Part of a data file
:::::

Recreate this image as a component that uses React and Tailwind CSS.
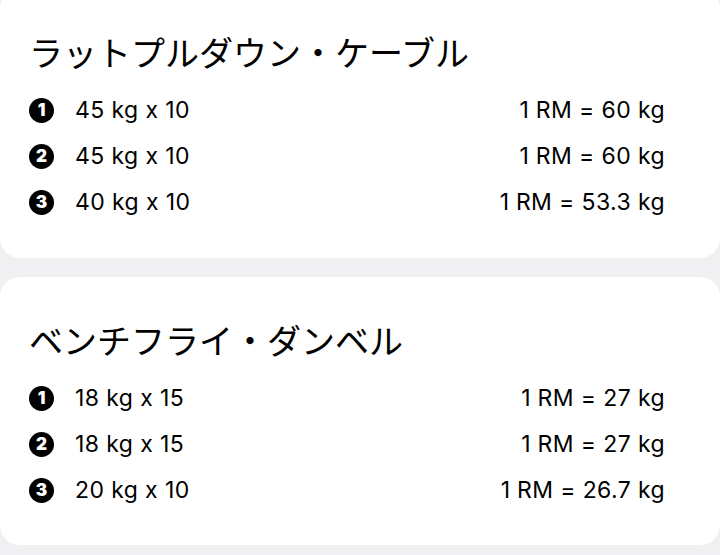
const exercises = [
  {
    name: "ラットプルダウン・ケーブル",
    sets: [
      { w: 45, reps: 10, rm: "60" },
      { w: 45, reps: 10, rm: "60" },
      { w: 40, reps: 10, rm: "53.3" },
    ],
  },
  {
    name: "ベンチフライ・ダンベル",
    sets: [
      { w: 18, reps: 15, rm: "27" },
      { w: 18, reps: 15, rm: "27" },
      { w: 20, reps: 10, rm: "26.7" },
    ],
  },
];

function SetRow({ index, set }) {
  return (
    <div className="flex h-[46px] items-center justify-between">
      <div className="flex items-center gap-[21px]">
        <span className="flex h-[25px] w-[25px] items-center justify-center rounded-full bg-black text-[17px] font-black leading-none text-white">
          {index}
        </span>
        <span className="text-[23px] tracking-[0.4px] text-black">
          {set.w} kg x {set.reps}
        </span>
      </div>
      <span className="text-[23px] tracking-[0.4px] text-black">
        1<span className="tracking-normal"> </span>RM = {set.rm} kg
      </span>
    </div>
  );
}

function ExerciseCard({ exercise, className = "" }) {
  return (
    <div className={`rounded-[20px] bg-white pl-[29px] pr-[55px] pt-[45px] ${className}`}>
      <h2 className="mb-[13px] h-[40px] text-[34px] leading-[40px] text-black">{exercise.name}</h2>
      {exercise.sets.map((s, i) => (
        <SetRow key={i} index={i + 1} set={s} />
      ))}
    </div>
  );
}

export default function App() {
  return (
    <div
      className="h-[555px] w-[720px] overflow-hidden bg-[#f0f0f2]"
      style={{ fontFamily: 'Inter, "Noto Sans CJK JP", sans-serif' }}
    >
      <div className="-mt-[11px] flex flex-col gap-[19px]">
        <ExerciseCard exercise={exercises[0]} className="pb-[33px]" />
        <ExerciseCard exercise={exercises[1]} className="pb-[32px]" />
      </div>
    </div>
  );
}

:::::

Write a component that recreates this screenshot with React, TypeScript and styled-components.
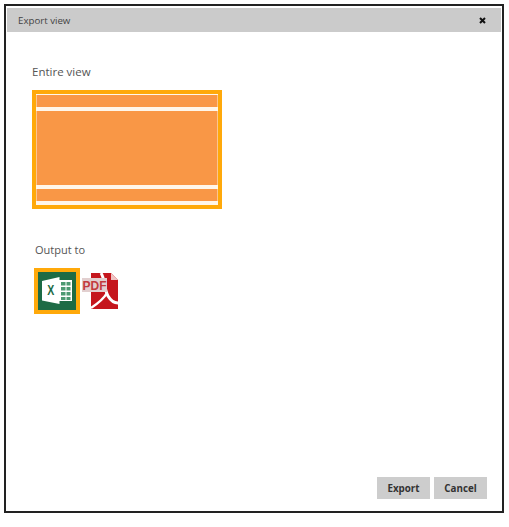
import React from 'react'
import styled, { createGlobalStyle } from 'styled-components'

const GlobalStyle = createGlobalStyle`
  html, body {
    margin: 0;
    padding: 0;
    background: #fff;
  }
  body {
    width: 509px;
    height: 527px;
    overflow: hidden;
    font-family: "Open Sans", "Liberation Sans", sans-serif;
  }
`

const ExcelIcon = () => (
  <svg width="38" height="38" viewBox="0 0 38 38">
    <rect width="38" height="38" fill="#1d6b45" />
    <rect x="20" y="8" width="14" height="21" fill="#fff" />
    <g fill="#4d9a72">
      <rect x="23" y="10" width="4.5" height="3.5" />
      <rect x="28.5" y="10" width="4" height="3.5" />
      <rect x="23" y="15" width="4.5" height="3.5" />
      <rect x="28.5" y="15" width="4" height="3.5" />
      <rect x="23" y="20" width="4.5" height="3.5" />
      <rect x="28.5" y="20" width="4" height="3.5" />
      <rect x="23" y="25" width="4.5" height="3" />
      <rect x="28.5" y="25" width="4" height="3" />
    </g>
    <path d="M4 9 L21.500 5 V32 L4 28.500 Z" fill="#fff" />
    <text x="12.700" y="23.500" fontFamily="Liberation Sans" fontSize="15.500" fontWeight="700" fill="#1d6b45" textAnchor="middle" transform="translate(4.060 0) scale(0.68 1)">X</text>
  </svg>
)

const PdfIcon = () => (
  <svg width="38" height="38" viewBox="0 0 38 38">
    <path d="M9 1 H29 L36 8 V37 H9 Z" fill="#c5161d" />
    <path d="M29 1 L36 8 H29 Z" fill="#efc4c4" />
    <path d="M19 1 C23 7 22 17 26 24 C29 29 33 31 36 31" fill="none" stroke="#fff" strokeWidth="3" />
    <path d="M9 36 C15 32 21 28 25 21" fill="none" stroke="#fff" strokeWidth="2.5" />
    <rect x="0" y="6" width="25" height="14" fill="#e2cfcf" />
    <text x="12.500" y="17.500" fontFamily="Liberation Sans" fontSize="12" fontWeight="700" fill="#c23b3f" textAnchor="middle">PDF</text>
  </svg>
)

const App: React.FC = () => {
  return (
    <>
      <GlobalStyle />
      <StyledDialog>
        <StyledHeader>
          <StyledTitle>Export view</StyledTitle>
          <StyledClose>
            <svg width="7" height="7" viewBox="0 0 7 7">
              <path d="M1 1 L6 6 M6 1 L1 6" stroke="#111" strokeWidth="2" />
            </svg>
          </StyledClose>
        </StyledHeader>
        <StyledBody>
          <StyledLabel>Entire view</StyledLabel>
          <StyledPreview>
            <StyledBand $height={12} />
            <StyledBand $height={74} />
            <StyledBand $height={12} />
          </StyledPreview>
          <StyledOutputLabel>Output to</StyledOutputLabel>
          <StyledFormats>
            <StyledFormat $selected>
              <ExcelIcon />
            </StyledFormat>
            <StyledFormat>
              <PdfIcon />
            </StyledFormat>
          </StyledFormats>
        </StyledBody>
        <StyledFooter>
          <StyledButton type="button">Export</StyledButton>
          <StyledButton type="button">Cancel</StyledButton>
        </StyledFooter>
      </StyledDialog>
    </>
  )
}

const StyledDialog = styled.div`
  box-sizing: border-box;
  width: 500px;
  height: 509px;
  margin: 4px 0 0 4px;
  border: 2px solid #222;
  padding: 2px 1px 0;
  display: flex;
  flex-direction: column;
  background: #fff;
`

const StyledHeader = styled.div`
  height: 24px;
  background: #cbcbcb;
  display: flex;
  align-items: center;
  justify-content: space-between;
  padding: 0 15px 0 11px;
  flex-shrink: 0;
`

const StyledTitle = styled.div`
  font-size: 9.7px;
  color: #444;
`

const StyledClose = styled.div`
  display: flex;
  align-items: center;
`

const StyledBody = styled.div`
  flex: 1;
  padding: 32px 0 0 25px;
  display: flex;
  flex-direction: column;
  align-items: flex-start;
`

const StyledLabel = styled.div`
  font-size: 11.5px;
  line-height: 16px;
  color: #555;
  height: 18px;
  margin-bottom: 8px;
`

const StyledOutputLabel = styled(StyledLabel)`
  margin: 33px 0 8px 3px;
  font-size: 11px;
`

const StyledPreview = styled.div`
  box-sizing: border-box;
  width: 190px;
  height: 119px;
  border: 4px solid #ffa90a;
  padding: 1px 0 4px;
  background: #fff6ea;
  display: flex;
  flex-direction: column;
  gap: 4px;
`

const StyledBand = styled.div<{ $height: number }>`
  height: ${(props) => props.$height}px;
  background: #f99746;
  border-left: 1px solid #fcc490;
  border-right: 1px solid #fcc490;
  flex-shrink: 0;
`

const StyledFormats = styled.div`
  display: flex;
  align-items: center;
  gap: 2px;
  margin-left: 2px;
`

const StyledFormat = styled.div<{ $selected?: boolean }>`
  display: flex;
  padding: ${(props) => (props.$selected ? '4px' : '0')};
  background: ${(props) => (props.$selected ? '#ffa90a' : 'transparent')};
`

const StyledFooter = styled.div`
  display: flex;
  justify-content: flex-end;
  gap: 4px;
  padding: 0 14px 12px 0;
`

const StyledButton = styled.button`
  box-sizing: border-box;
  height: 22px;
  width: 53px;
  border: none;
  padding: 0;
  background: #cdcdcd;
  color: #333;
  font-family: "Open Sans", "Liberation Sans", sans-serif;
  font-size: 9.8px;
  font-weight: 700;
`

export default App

:::::

Task directions | Pick out the lines that contain "this" and copy them.

Complete response |
Recreate this image as a component that uses React and Tailwind CSS.
Write a component that recreates this screenshot with React, TypeScript and styled-components.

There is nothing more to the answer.